Capital refers to the money a borrower invests in a business or uses as a down payment. Lenders view this as an indication of how much the borrower has at stake.

  1. Equity Contribution: For business loans, lenders like to see that you have invested your own money into the venture. This reduces the lender’s risk and shows your commitment.
  2. Savings and Assets: Having significant savings or assets can demonstrate financial stability and your ability to manage money responsibly.


Conditions relate to the purpose of the loan and the broader economic environment. Lenders consider how external factors might affect your ability to repay the loan.

  1. Loan Purpose: The reason for borrowing money can influence the lender’s decision. For instance, a loan for a solid business expansion plan might be viewed more favorably than one for discretionary spending.
  2. Economic Environment: The current state of the economy, industry trends, and other macroeconomic factors can impact lending decisions. In uncertain economic times, lenders might be more cautious.


Collateral is an asset that a borrower offers to secure a loan. If the borrower defaults, the lender can seize the collateral to recoup losses.

  1. Types of Collateral: Common forms of collateral include real estate, vehicles, equipment, and inventory. For example, a title loan in Indiana uses the borrower’s vehicle as collateral.
  2. Value of Collateral: The value of the collateral must be sufficient to cover the loan amount. Lenders will assess the market value of the collateral and may require an appraisal.

Applying the Five Cs to Your Loan Application

Understanding the Five Cs of Credit can help you prepare a stronger loan application. Here are some tips to enhance your appeal to lenders:

  1. Improve Your Credit Score: Regularly check your credit report for errors and work on improving your score by making timely payments and reducing outstanding debt.
  2. Boost Your Income: If possible, find ways to increase your income or stabilize your employment situation before applying for a loan.
  3. Save and Invest: Build up your savings and invest in assets that can serve as collateral.
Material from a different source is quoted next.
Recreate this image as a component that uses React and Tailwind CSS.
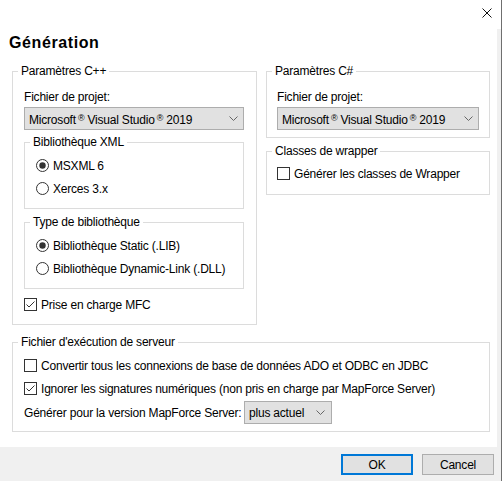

This shows lenders that you have financial resources to draw on.
  4. Clarify Your Loan Purpose: Clearly articulate the reason for the loan and how it will benefit your financial situation or business. Providing a detailed plan can increase your credibility.
  5. Value Your Collateral: Ensure that any assets you offer as collateral are well-maintained and accurately valued.

The Importance of Preparing for a Loan Application

Preparation is key when applying for a loan. By understanding and addressing the Five Cs of Credit, you can present yourself as a reliable and low-risk borrower.

  1. Gather Documentation: Collect all necessary documents, such as tax returns, pay stubs, bank statements, and information on any collateral. Having these ready can streamline the application process.
  2. Consult with Professionals: Consider seeking advice from financial advisors or credit counselors. They can provide valuable insights and help you strengthen your loan application.
  3. Review Loan Terms: Before committing to a loan, carefully review the terms and conditions. Make sure you understand the interest rates, repayment schedule, and any fees involved.


The Five Cs of Credit—character, capacity, capital, conditions, and collateral—are essential factors that lenders consider when evaluating loan applications. By understanding these criteria and taking steps to improve your financial profile, you can increase your chances of securing a loan, whether it’s for personal needs or business growth. Remember, demonstrating reliability, financial stability, and a clear plan for the loan can make a significant difference in the eyes of lenders. With careful preparation and a solid understanding of the Five Cs, you can navigate the lending process with confidence and achieve your financial goals.